5.   Just before serving, stir in the cheese or, if you prefer, pour the mixture into the serving bowl and sprinkle the cheese over the top. 

Serves 5 to 6.

NOTE:  
With no fresh cilantro in the house, I used frozen cilantro here, so the color is not as bright as it would otherwise have been. Frozen cilantro does not seem to be as flavorful as fresh, so I actually used a little more than a cup.



Preparing Chicken Thighs for Later Use

canola oil
chicken thighs with bones and skin
poultry seasoning
seasoning salt

1.  Remove most of the skins from the chicken thighs and place in a large skillet, along with a small amount of canola oil. Cook the skins over medium-high heat until they are crisp and brown. Lift the pieces of skin out of the oils, allowing to drain a bit over the pan. Discard.

2.  Place the thighs into the hot oil and sprinkle each piece with poultry seasoning and seasoning salt, to taste. Cook until well browned (about 5 to 7 minutes) and turn. Brown the second side and then add a few teaspoons of water, lower the heat to medium,  and cover the pan. Continue to simmer the chicken until it is tender, to the point of falling off the bone if desired. Remove from heat.

3.  Set the chicken pieces aside to cool. When the chicken is cool enough to handle, cut the meat off the bones and cut into pieces for later use.

4.  Pour off any juices left in the pan and set aside to cool. The fat that rises to the top may be used for sauteeing onions, and other vegetables as in the recipe above. The liquid will be a very concentrated chicken broth that is also a great resource for all kinds of dishes.


This method can be used for as many pounds of chicken as you wish, so consider cooking up a large amount and freeze the boned chicken in recipe-sized portions for later use.
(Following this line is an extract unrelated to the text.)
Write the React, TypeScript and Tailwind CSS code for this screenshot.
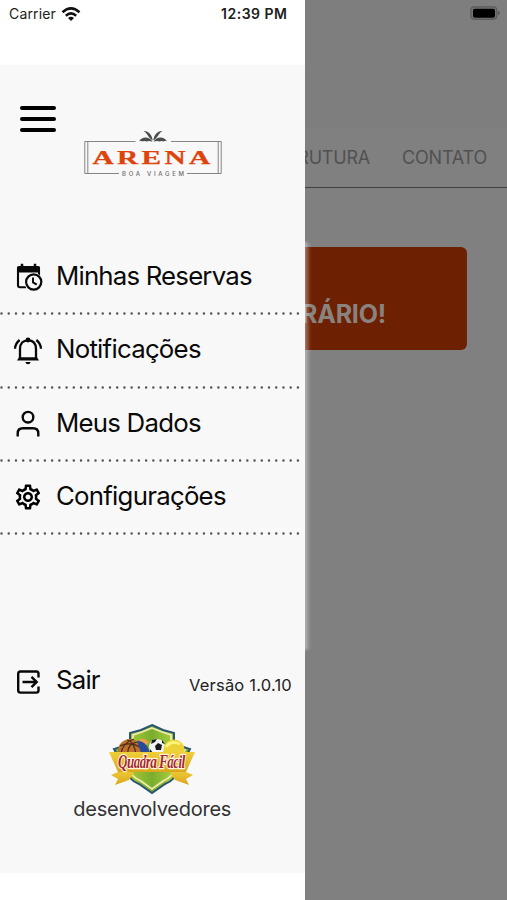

The chicken needs to be tightly wrapped (preferably double-wrapped) and used within only a month or two for best quality.

I prefer bone-in chicken thighs to other parts, as the meat is not as dry as chicken breasts, and the thigh bones are much easier to remove than those of drumsticks. Bone-in pieces are usually much lower in cost, and the bones add extra flavor as well.